95. Salzburger 2 - Safranski und die „Revolution des Zeitregimes“
~ --------------------------------------------------------------------- KORREKTUR-HINWEIS In APA167 vom 26.07.2015 muss der Name des Eröffnu...
~ --------------------------------------------------------------------- KORREKTUR-HINWEIS In APA167 vom 26.07.2015 muss der Name des Eröffnungsredners im Titel sowie im ersten Absatz, erster Satz richtig heißen: Rüdiger SAFRANSKI (NICHT: Safranksi). --------------------------------------------------------------------- ~ Salzburg (APA) - Festspiel-Eröffnungsredner Rüdiger Safranski hielt ein Plädoyer für eine „Revolution des Zeitregimes“. Der deutsche Schriftsteller, Philosoph und Literaturwissenschafter sinnierte anhand des „Rosenkavalier“ über Entschwinden und Zerfließen aller Zustände und wünschte sich eine politische Machtentscheidung für eine neue „Vergesellschaftung und Bewirtschaftung der Zeit“.

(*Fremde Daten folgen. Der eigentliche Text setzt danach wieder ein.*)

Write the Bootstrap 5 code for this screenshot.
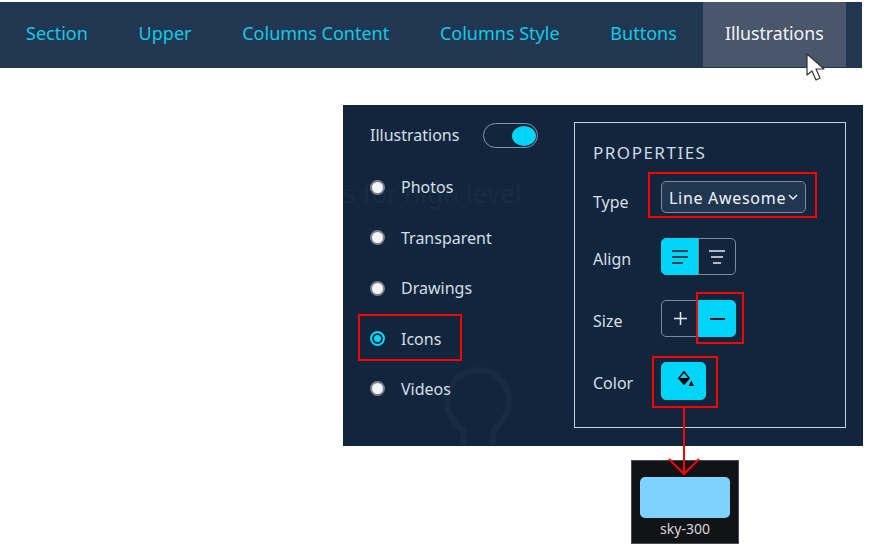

„Sobald wir, wie die Marschallin, auf die Zeit achten, merken wir, wie diese gegenwärtig erlebte Wirklichkeit sich unablässig in die Vergangenheit auflöst und verschwindet.“ Weil aber „unaufhörlich die Dinge und Menschen in die Vergangenheit entschwinden, gibt es so unendlich vieles, für das man selbst jeweils der einzige und vor allem der letzte Zeuge ist und wenn die Zeugen verschwinden, stürzt das einst Wirkliche vollkommen ins Unwirkliche. Es ist dann so, als wäre es nie gewesen.“
Während man aber die Zeit selbst nicht in der Hand hat und sich auch der von ihr ständig vor Augen geführten Vergänglichkeit und Sterblichkeit nicht entziehen kann, sei die Verwendung der Zeit und das Regime der allgegenwärtigen Uhr revolutionsbedürftig. Die Gesellschaft bewege sich wirtschaftlich bedingt unter immer größerem Zeitdruck, der gleichzeitig die Lebensdauer der Produkte verringert. „Zur Beschleunigungsökonomie gehört deshalb die Wegwerfökonomie.“
Neben einem Seitenhieb auf den Finanzsektor („Das gilt für den Müll jeder Art, auch für Schulden und den vom extrem beschleunigten spekulativen Finanzhandel erzeugten Finanzmüll, der in bad banks ausgelagert wird. Man kann sicher sein, dass uns die dort gelagerten kontaminierten sogenannten Finanzprodukte ebenso wie etwa der Atommüll noch große Schwierigkeiten bereiten werden.“), erklärte er die Zeit damit zu einem Politikum.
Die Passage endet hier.